Seasons

Emotions roil within me; stark whites of pure joy, rich reds of abundance, deep blues of contentment, clinging greys of lingering gloom.  Explanation for their rise eludes me.  I breathe and wait for the tumult to subside.  I know that time will pass and my mind will settle into the dull browns of everyday existence but for now, I let the churning carry me forward.

For the past two weeks, a buoyancy born of the incredible gift of gathering has kept me afloat.  Voice after voice congratulated me for the release of my book.  In truth, I did little beyond the simple act of gathering ten years of thought into a collection and tendering the whole to a talented editor and a prescient photographer to package and illustrate with care.  I collect the praise and share it, for without my cohorts, the words might have lingered and faded in the virtual file drawer where I had stowed them.  

I always thought the book that I produced would reflect the turning of the seasons.  How else can we describe our lives?  We come into this world fresh, new, cloaked in nothing but hope and possibility.  Lessons come to us, as the sun radiates our days and the moon soothes our nights with her most poignant lullabies.  As the trees turn to shimmering golds we proudly survey what we have built.  Then the snows fall on our shoulders as we settle into our softest perch, ease our muscles, and lift our feet to a waiting stool. 
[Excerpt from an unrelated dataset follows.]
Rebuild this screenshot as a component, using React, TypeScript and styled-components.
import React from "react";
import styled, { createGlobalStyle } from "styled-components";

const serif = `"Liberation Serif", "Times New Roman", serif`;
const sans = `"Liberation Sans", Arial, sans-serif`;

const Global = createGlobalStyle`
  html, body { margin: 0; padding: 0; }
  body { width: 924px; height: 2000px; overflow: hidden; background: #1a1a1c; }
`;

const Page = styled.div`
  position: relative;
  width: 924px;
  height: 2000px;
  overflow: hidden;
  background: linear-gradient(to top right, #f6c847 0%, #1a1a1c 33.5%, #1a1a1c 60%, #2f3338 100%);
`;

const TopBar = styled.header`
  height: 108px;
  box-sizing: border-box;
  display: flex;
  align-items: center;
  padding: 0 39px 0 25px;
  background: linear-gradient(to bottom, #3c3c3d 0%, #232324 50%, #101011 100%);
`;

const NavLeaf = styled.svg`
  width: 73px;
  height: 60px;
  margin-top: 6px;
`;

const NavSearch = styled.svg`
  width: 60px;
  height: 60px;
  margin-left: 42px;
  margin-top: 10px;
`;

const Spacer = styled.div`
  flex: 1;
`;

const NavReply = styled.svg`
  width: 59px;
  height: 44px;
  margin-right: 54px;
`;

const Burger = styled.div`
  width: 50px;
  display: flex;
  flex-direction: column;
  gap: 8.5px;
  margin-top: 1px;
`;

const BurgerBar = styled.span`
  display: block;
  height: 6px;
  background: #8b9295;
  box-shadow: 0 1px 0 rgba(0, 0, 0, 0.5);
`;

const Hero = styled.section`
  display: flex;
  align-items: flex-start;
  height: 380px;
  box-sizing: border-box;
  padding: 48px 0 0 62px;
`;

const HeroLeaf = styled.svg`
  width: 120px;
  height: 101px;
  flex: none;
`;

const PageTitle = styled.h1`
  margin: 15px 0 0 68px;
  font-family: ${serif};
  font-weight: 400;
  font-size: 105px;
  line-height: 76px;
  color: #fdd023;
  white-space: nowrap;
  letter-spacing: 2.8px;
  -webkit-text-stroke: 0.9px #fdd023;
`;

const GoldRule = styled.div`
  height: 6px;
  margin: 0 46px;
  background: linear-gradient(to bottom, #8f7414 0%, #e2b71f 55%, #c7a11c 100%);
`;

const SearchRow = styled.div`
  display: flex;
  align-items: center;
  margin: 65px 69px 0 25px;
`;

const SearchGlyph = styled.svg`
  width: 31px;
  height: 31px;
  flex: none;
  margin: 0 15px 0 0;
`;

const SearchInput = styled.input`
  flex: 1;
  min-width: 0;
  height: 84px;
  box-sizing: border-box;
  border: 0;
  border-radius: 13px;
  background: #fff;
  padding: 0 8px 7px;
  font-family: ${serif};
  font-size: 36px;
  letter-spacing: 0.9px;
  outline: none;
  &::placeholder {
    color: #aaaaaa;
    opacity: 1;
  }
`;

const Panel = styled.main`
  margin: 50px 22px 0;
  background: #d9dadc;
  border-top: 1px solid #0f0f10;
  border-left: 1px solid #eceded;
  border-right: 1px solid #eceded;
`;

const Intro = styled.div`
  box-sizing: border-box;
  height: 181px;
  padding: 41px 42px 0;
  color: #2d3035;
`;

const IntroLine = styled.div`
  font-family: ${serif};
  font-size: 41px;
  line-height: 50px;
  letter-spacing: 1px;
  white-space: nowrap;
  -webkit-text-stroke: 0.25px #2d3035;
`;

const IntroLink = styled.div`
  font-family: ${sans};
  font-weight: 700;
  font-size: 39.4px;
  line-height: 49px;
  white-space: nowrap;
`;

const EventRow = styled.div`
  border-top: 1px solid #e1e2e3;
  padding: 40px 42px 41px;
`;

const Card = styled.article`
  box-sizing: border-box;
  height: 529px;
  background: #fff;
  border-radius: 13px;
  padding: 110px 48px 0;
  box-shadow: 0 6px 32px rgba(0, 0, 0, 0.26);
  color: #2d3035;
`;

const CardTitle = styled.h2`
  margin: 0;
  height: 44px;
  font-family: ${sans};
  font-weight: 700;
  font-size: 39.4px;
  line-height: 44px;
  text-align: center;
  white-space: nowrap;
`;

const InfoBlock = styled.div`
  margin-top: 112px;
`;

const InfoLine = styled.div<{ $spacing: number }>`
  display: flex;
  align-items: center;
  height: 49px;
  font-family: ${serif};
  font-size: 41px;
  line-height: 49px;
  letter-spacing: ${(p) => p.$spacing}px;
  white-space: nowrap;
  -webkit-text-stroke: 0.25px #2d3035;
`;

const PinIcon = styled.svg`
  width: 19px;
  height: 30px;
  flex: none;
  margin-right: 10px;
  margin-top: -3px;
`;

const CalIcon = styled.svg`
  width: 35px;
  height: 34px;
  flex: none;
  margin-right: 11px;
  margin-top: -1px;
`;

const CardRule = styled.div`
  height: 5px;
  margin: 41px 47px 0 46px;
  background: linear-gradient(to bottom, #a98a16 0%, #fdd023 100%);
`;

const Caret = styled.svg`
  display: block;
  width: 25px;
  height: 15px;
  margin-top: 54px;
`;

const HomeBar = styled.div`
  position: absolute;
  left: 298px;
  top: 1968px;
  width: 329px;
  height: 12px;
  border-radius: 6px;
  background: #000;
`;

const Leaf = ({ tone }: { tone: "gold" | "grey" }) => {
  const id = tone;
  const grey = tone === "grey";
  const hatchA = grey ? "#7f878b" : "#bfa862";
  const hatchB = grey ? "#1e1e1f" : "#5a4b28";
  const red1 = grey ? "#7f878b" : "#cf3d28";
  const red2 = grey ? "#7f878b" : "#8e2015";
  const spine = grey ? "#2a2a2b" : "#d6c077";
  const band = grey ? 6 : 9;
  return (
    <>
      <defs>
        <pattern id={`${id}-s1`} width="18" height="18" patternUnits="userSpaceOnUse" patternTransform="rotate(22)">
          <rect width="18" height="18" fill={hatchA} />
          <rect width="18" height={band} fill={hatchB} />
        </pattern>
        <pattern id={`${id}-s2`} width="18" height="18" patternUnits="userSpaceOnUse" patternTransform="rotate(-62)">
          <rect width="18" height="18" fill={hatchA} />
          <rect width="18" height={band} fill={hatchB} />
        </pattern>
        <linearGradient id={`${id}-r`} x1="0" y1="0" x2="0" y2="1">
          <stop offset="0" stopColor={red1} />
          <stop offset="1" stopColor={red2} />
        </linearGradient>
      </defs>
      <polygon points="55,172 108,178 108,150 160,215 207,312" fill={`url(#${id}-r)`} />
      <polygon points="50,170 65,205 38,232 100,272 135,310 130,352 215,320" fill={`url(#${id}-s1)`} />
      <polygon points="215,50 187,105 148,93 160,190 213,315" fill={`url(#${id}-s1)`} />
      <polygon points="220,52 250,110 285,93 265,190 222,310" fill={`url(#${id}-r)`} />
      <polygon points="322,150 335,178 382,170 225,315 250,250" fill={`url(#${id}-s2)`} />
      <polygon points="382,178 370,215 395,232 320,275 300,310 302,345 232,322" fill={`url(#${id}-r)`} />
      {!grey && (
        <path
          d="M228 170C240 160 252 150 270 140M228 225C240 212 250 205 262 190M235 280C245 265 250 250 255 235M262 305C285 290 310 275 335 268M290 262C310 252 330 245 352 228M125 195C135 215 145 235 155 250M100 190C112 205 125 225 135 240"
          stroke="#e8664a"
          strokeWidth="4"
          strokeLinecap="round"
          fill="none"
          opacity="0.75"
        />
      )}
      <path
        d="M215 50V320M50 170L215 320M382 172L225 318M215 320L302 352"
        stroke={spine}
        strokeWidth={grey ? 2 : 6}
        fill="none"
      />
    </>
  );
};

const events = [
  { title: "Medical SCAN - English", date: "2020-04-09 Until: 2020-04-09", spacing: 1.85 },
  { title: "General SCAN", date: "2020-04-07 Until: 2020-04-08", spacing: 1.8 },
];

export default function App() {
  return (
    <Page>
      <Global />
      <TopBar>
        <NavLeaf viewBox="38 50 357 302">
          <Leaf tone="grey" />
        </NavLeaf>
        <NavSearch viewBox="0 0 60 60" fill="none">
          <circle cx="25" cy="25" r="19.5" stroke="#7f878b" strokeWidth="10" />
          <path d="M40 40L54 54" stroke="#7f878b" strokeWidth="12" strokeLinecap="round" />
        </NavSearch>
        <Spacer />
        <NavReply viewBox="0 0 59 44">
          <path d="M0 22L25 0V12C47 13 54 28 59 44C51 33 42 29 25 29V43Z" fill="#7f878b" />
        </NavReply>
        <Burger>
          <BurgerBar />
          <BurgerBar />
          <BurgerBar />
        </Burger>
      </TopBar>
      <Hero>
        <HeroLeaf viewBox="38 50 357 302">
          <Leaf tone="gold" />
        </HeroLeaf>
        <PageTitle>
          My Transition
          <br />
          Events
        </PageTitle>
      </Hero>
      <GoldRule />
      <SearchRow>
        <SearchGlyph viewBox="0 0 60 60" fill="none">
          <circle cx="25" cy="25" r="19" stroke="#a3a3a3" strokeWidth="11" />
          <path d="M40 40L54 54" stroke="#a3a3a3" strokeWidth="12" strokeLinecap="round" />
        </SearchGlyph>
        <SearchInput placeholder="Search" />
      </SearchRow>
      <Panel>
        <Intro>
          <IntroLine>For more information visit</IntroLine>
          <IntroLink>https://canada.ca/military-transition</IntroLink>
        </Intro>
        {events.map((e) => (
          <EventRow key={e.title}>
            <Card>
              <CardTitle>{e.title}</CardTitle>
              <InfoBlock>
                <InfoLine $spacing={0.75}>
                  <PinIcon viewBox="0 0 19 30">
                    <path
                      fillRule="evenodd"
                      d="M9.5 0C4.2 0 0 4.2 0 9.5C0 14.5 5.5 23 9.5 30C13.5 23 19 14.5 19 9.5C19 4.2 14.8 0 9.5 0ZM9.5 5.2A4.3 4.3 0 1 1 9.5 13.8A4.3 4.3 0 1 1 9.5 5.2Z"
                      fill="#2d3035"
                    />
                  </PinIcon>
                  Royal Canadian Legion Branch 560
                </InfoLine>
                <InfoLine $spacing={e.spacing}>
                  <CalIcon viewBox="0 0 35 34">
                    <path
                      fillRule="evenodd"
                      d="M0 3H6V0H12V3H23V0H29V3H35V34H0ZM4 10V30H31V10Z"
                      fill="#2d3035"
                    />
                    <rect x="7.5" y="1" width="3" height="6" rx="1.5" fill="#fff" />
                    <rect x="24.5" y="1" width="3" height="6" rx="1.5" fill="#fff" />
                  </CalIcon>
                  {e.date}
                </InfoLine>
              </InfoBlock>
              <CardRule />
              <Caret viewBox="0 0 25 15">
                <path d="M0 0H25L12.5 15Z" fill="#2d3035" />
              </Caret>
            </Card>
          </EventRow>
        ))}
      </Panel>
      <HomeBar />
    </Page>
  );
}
The seasons turn and gather on the earth as our lives unfold.  Genevieve Casey’s photographs carry the theme through the pages as they flutter and fall.  I could not have asked for a better workmate.  Her eyes see, in a single slide, what my words take pages to reveal.  Though she took her pictures over several years before agreeing to be a part of my book, she chose them with a keen understanding of what I wanted to do.  The images serve as stepping stones through the collection.  What a gift she gave me, letting her work so perfectly complement mine!

Now I see autumn in the rising of the wind on Andrus Island where I live.  Our one brutal week of summer fell upon the state while I lingered in Missouri.  The nights grow colder.  The air turns crisp.  The wildlife, they who came before us and will endure after we pass, moves into the space we occupy.  They look upon our intrusion as temporary.  The starkness of winter forces us indoors, while the hawks, the coyotes, and the egrets remain outside to greet the migrating flocks.  If we never emerged, they would not care.  They would simple expand their use of our feeble structures until the vines overgrew the last vestiges of our time.

I drive the levy roads with eyes wide open and camera at hand.  I want to see the creatures whom humanity dares displace.  I crave the chance to beg their forgiveness for our arrogance.  I long to acknowledge the brevity of our season, and the eternity of theirs.  I owe them my gratitude for the gift of this little hour in their world. 

I have so little to show for the sixty-seven years which I have spent on earth to date:  Memories; a funny little house; the certain knowledge that my son has made his way to something of which we can both be proud; a cherished clutch of comrades.  This time of living in the California Delta has given me a layer of understanding for which I only dared dream.  I understand the smallness of my existence and its insignificance.  But I also see that my piece completes the puzzle.  For that awareness, I shall forever give thanks.

It’s the twenty-fourth day of the one-hundred and fifth month of My Year Without Complaining.  Life continues.

Lone egrets forever fascinate me. This one watched over Andrus Island’s fields from the relic of a venerable tree on Jackson Slough Road earlier this month.